Partnership between the Lake Oswego Farmers Market and Whole Food allows extra SNAP tokens to be spent at new 365 grocery store

INGLISStarting this Saturday, Supplemental Nutrition Assistance Program (SNAP) recipients who shop at the Lake Oswego Farmers Market are going to have a new option to help stretch their funds: the City has partnered with Whole Foods Market to give SNAP users extra tokens to spend at either the Farmers Market or the new 365 by Whole Foods grocery store downtown.

In past years, the Farmers Market has run a “dollar-matching” program as a way to provide increased access to fresh and healthy food for low-income residents. The program functions as an add-on to the market’s token system, which allows shoppers to use their credit or debit cards to buy dollar tokens from the merchant services booth.

But there are also separate tokens that can be purchased using Oregon Trail SNAP cards. (The SNAP tokens are separate, because SNAP funds cannot be used to purchase alcohol and non-food items.) The matching system gives visitors an extra $1 token for each SNAP dollar they spend at the Farmers Market, up to a specific limit each week.

“The tokens are the same as your SNAP dollars,” says Jaime Inglis, the City’s Farmers Market manager.

Debbi Campbell, who coordinates sponsorship opportunities for the City’s Parks & Rec Department, says the Farmers Market sought a partner to expand the dollar-matching program. Officials reached out to Whole Foods, she says, because the grocery store has a similar vision and goal of getting fresh food to consumers.

“We approached them totally blind and got a positive response,” Campbell says.

Thanks to the partnership with Whole Foods, the weekly token limit has now been raised to $10. That means visitors can receive up to $10 in extra SNAP tokens each week, and those extra tokens can be spent at either the Farmers Market or at the 365 by Whole Foods store down the street.

Like any grocery store, 365 also accepts SNAP cards for payment, but the extra tokens must be acquired by shopping at the Farmers Market.

“We have a commitment to food access in our region, and we interact with our communities by listening,” says Amelia Pape, 365’s food access coordinator. “When we came to Lake Oswego, we learned from residents about the SNAP matching program. It really made sense to partner with the City.”

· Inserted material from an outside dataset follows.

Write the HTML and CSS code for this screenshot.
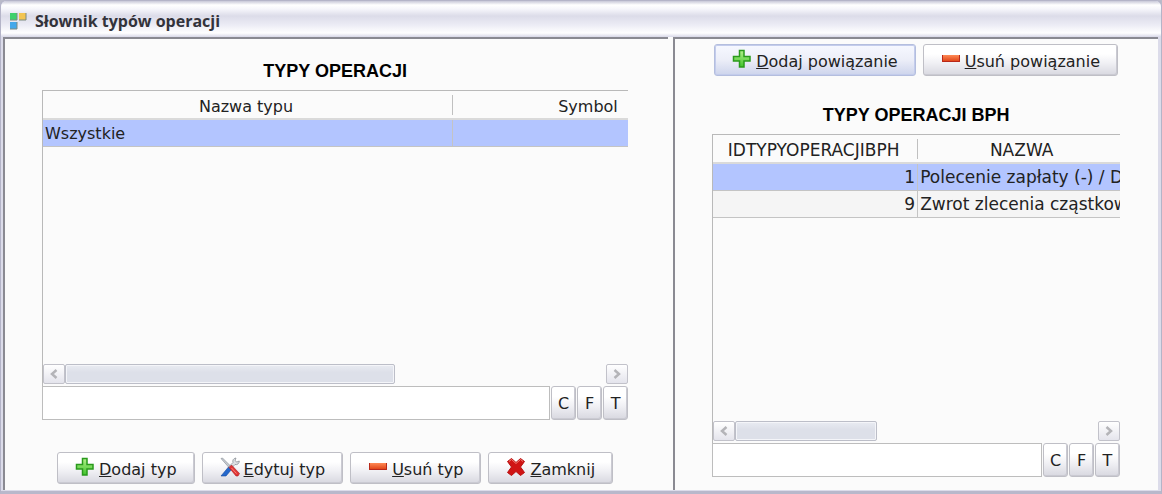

Inglis says the tokens will provide “an opportunity to complete your meal” — lots of fresh produce can be purchased at the Farmers Market, but residents will also be able to visit 365 for things like dairy and meats. Pape also describes it as a way of “building your pantry” — extra funding to buy basic staples like spices and oils, to encourage more home cooking.

Inglis says the need for such a program might come as a surprise, given Lake Oswego’s reputation as a home for higher-income earners. But the city does have some lower-income residential areas, and Inglis says City staff are committed to “bringing nutrition to all citizens.”

“Lake Oswego is widely known as affluent. We’re stereotyped as a population where poverty doesn’t exist,” says Inglis. “But currently, approximately 8.5 percent of our families are economically disadvantaged.”

The tokens won’t expire until the end of the Farmers Market season, so visitors can save them and visit 365 later in the week. Inglis and Pape say they envision a scenario where residents could buy a few days’ worth of fresh vegetables at the Farmers Market on Saturday, then use the extra tokens at 365 to restock their supply during the week.

“This is a pilot program, so we’d like to learn and share best practices,” says Pape. “If it works well, we’d love to see it expand. We hope that we can share what a good partnership will look like.”

The program begins Aug. 6 and will continue “until funding runs out.” But Inglis says that based on the use rates of earlier versions of the program, officials expect this round will have enough funding to last all the way through to the end of the Farmers Market season on Oct. 8.

“At the end of the day, we just want people to be able to eat healthier,” Inglis says.

The Lake Oswego Farmers Market is open every Saturday from 8:30 a.m.-1:30 p.m. at Millennium Plaza Park (200 First St.); 365 by Whole Foods Market, which is located at 11 S. State St in the Oswego Village shopping center, is open daily from 8 a.m.-10 p.m.

Contact Anthony Macuk at 503-636-1281 ext. 108 or This email address is being protected from spambots. You need JavaScript enabled to view it..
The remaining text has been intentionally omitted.